Insight-Meditation-Center-Talks

This is an AI-generated transcript from auto-generated subtitles for the video Medt’n: Be Here; Dharmette: Buddhism Beyond the Lists (4/5): Coming to Our Senses. It likely contains inaccuracies.

Medt’n: Be Here; Dharmette: Buddhism Beyond the Lists (4/5): Coming to Our Senses

The following talk was given by Diana Clark at the Insight Meditation Center in Redwood City, California. Please visit the website www.audiodharma.org for more information.

Good morning, welcome, welcome. And of course, I have to say good afternoon, good evening. Hello to all those people who are not in the chat. And hello to the future, including it might even be some of us in the future who happen to for whatever reason listen to this again. Welcome. Welcome.

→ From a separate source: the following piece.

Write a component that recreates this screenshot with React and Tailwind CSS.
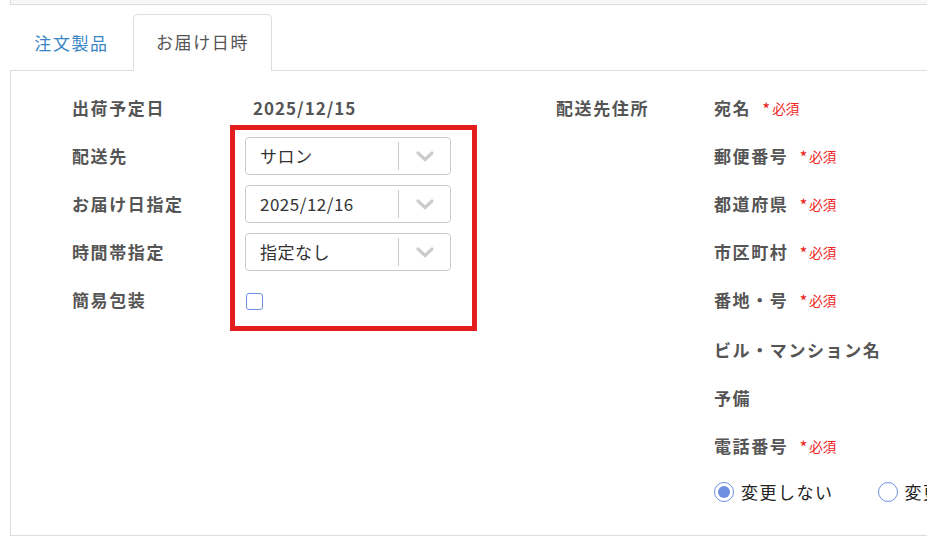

So, if you haven’t already, taking a meditation posture, maybe beginning with a few exaggerated exhales. The exhale can support a sense of letting go, a sense of allowing some ease to be experienced.

Feeling into the posture, what it’s like to be sitting, literally or figuratively, and to know that you’re sitting. What does it feel like? What is the experience, without words, of the body being in this particular configuration?

Doing a light body scan. Checking in with the face. Sometimes we hold tension around the eyes or the jaw. The shoulders, and maybe just a little bit more relaxed.

If you’re using a backrest, resting your back against the back of a chair, couch, whatever it might be, can you feel the pressure against the back? If you’re not using a backrest, can you feel into that sense of uprightness?

Leaning into the heart area, the chest area. Good morning, chest. Good morning, heart. Sometimes we’re a little bit disconnected. Softening the belly. Good morning belly. Hello.

Then feeling the pressure against our seat as we sit in the seat of the chair or on the cushion, whatever surface we’re sitting on. Feel the contact pressure. It includes the back of the legs. Noticing what the feet are touching. What is supporting the feet?

Without words, is there a way you can have a sense of what it feels like, the experience of very simply just being here now?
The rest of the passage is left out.